This is probably the most deepest topic I have done on this site but I do was wandering that my thought progress was normall or had a name. And please don't do the you are normall or what is normall talk and speech you can say it but please don't be a speech or so long not that I hate them or think it's wrong it's just hard to explain oke thanks.
To begin with I have:
- A form of Autism
- Two forms of slightly trauma I guess well according to my therapist though that I haven't seen in month's because she moved away from the building I visited (don't know why anymore) and have a new therapist but I don't really like him that much he is a good man but talking to him is meh in my honest opinion.
So this do I know but is my thought progress normall because I believe:
-Human free will does not exist because we grew up in culture before we could decide it, that our free will is affected by life expierence and we cannot change it without doing something in return.
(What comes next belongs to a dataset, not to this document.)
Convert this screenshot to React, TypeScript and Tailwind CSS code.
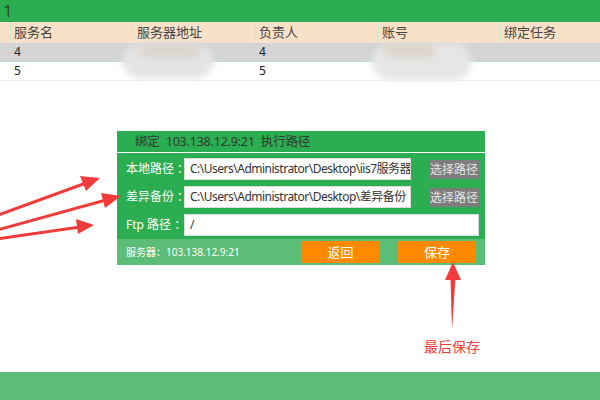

That we also grew up ways to believe things because we are told so... I also believe there is no freedom because humans are programmed to be social which I don't have a problem with but it's not a choice.
- I believe it's best to struggle against my natural desires.
- I have no real Worldly desires if you can call it that the only things that keep me here are my friends and some games but I could care less about anything else really.
-Human existence is unexplainable because humans at best are stupid and awfull, stresses freedom of choice like me
-I don't care really much about real life lore because (ultimate dickhead incoming) everything is the same: Someone get's bullied, there is a evil dictator walking around, there are terrorists, everyone get's born the same way (giving birth), there is discrimination and it's so firetrucking repetitive it bores me to dead and people want me to care for some reason yeah I know this is bad but eh why would I care if I hear this everyday or so life is so uninteresting to me and unoriginal.
There is probably more but eh I forgot please don't take offense or anything like that I know these things are bad.
There was a moment I thought I had existentialism but I don't know enough of that to call myself that.